During the years 1918, 1919, and 1920, the Havelock Equity Exchange owned and operated an elevator at Havelock, North Dakota, wherein it carried on the business of buying and selling grain, seed, twine, fuel, gasoline, etc. During this time the defendant Stang was a customer of the Havelock Equity Exchange and from time to time purchased from it on credit various articles of merchandise of the kind handled by the Exchange and from time to time made payment on his account. On January 23, 1922, the Havelock Equity Exchange was adjudged a bankrupt in the U.S. District Court for the district of North Dakota. On June 10, 1922, one Van Hook was appointed trustee in said bankruptcy proceeding and he thereafter duly qualified and entered upon his duties as trustee. On May 13, 1924 the said trustee in bankruptcy duly sold and assigned to the plaintiff, Spies, certain accounts and bills receivable of the Havelock Equity Exchange. Among the accounts receivable so sold and assigned was one against the above named defendant in the sum of $126.40. The last entry in such account purported to show that on July 24, 1920 the Exchange sold 100 pounds of twine to Stang. The plaintiff brought this action to recover upon said account. The complaint is in the usual form and alleges in substance the facts stated above and demands judgment for the amount of the account with interest. The answer is a general denial, but admits that the Havelock Equity Exchange was a domestic corporation and that it has been adjudged bankrupt. The case was tried to a jury upon the issues thus framed and resulted in a verdict in favor of the plaintiff. The defendant moved for a new trial. The motion was denied and the defendant has appealed from the judgment and from the order denying a new trial.
Appellant urges that the judgment and order appealed from should be reversed because: (1) The trial court erred in admitting evidence prejudicial to the defendant; and (2) the evidence is insufficient to sustain the verdict. These contentions will be considered in the order stated.
(1) The plaintiff offered and the trial court admitted in evidence what purported to be the portion of a loose-leaf individual ledger of the Havelock Equity Exchange showing the account against the defendant Stang; and it is contended that this record was inadmissible for the reason that it was not a book of original entry.

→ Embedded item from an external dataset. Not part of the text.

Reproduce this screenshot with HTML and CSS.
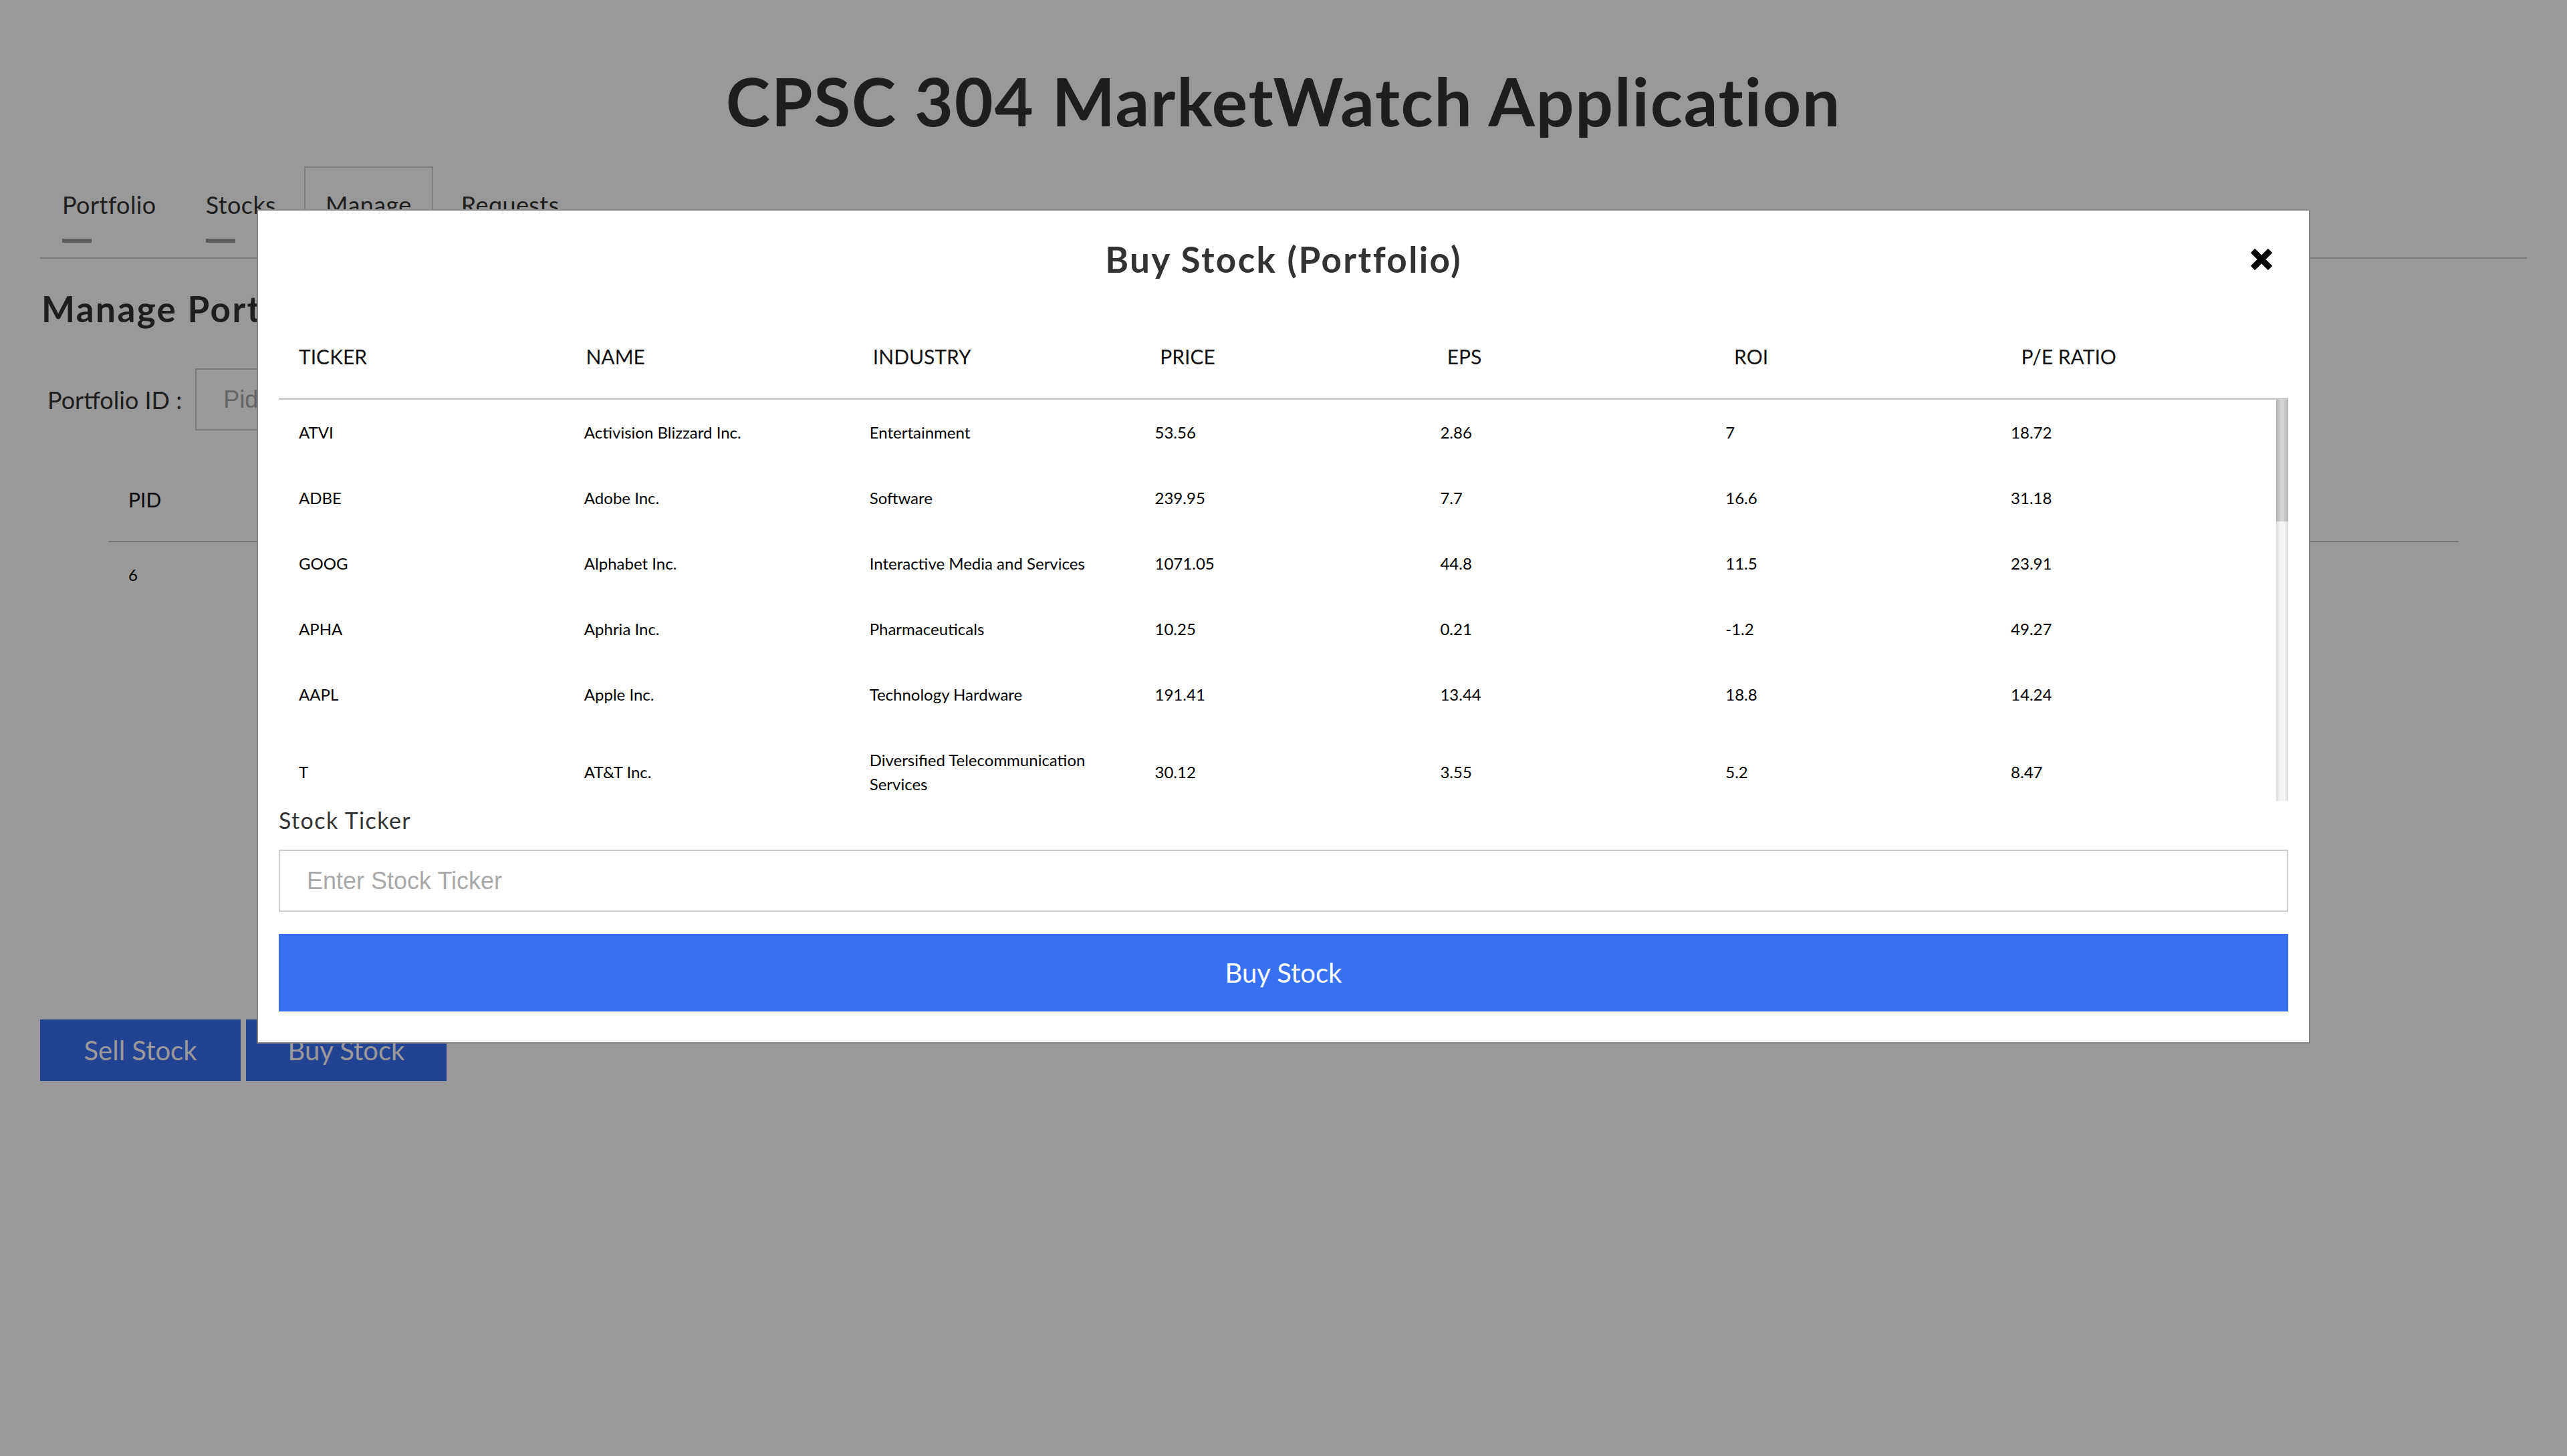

In laying a foundation for the introduction of the individual ledger, the plaintiff called as a witness one Voelz, who testified that he was the manager of the Havelock Equity Exchange during the years 1918, 1919 and up to and after July 24, 1920; that he kept the books of account of the Exchange during this time; that the individual ledger account of John Stang then exhibited to him was in his (Voelz's) handwriting. Voelz further testified that the individual ledger was posted from other documents in the elevator; that the first entries were made on sale slips and in what was denominated a "grain journal." He further testified that the "grain journal" was a permanent record of the Exchange, but that the individual ledger was the "permanent record of the individual accounts" receivable of the Exchange. The ledger purports to show not merely the amount of credits and debits but the items or articles of the particular purchases and sales. And, as we construe the evidence, the individual ledger was the real permanent record of the transactions between the Exchange and each individual customer. In the circumstances we are of the opinion that the ledger was admissible in evidence and that a sufficient foundation was laid for its introduction. Fargo Mercantile Co. v. Johnson, 47 N.D. 304, 181 N.W. 953; 4 Jones, Ev. 2d ed. pp. 3307-3309. The undisputed evidence in this case shows that the ledger entries were made by Voelz, the person who had first hand knowledge of each transaction recorded. While the entries were not the first memoranda or record made of each transaction, they were, we think, "entries in a book or other permanent form, in the usual course of business, contemporaneous with the transactions to which they relate, and as a part of or connected with such transactions, made by persons authorized to make the same," and, "shown to have been so made upon the testimony of the person who made them," and, hence, they were admissible in evidence under the rule, announced by a large number of the late cases and specifically put in force in this state by legislative enactment, which looks to permanent records as original entries. 4 Jones, Ev. 2d ed. pp. 3307-3309, 3311, 3312; Comp. Laws 1913, § 7909; Dr. R.D. Eaton Chemical Co. v. Doherty, 31 N.D. 175, 183, 185, 153 N.W. 968; Fargo Mercantile Co. v. Johnson, 47 N.D. 304, 181 N.W. 953.
(2) The contention that the evidence is insufficient to sustain the verdict is predicated largely upon the alleged inadmissibility of the individual ledger entries. The verdict does not, however, rest solely upon such entries. As stated, Voelz, who was manager of the Havelock Equity Exchange during the time the transactions were had between the Exchange and the defendant Stang, was sworn and testified as a witness upon the trial. He testified that the entries in the individual ledger were all in his handwriting. We have here then the testimony of the person who made the entries and who had personal knowledge of each of the transactions to which the entries purported to relate. The testimony of Voelz is corroborated by that of the defendant Stang; for Stang testified that during the years 1918, 1919 and 1920 he had a large number of transactions with the Exchange and that until the fall of 1920 all such transactions were had with Voelz. When Stang's testimony is considered as a whole it is a matter of serious doubt if he disputed the correctness of the account, or gave any unequivocal testimony of payment. The answer contained no plea of payment but upon the trial defendant sought to amend the answer so as to plead payment. The application to amend was denied and no error is predicated upon such ruling. The defendant, however, was permitted to testify that in the fall of 1920 he sold some wheat to the Exchange and that in paying for the wheat, the Exchange deducted defendant's indebtedness to the Exchange. The defendant's testimony as to such payment is somewhat inconsistent with testimony formerly given, and his testimony as to the amount so paid, if any, is quite indefinite. The defendant had the benefit of his claim of payment though no payment had been pleaded. The jury, however, concluded that he was indebted in accordance with the books of the Havelock Equity Exchange, and we are agreed that the jury's finding has substantial support in the evidence.
The judgment and order appealed from are affirmed.
NUESSLER, Ch. J., and BIRDZELL, BURKE, and BURR, JJ., concur.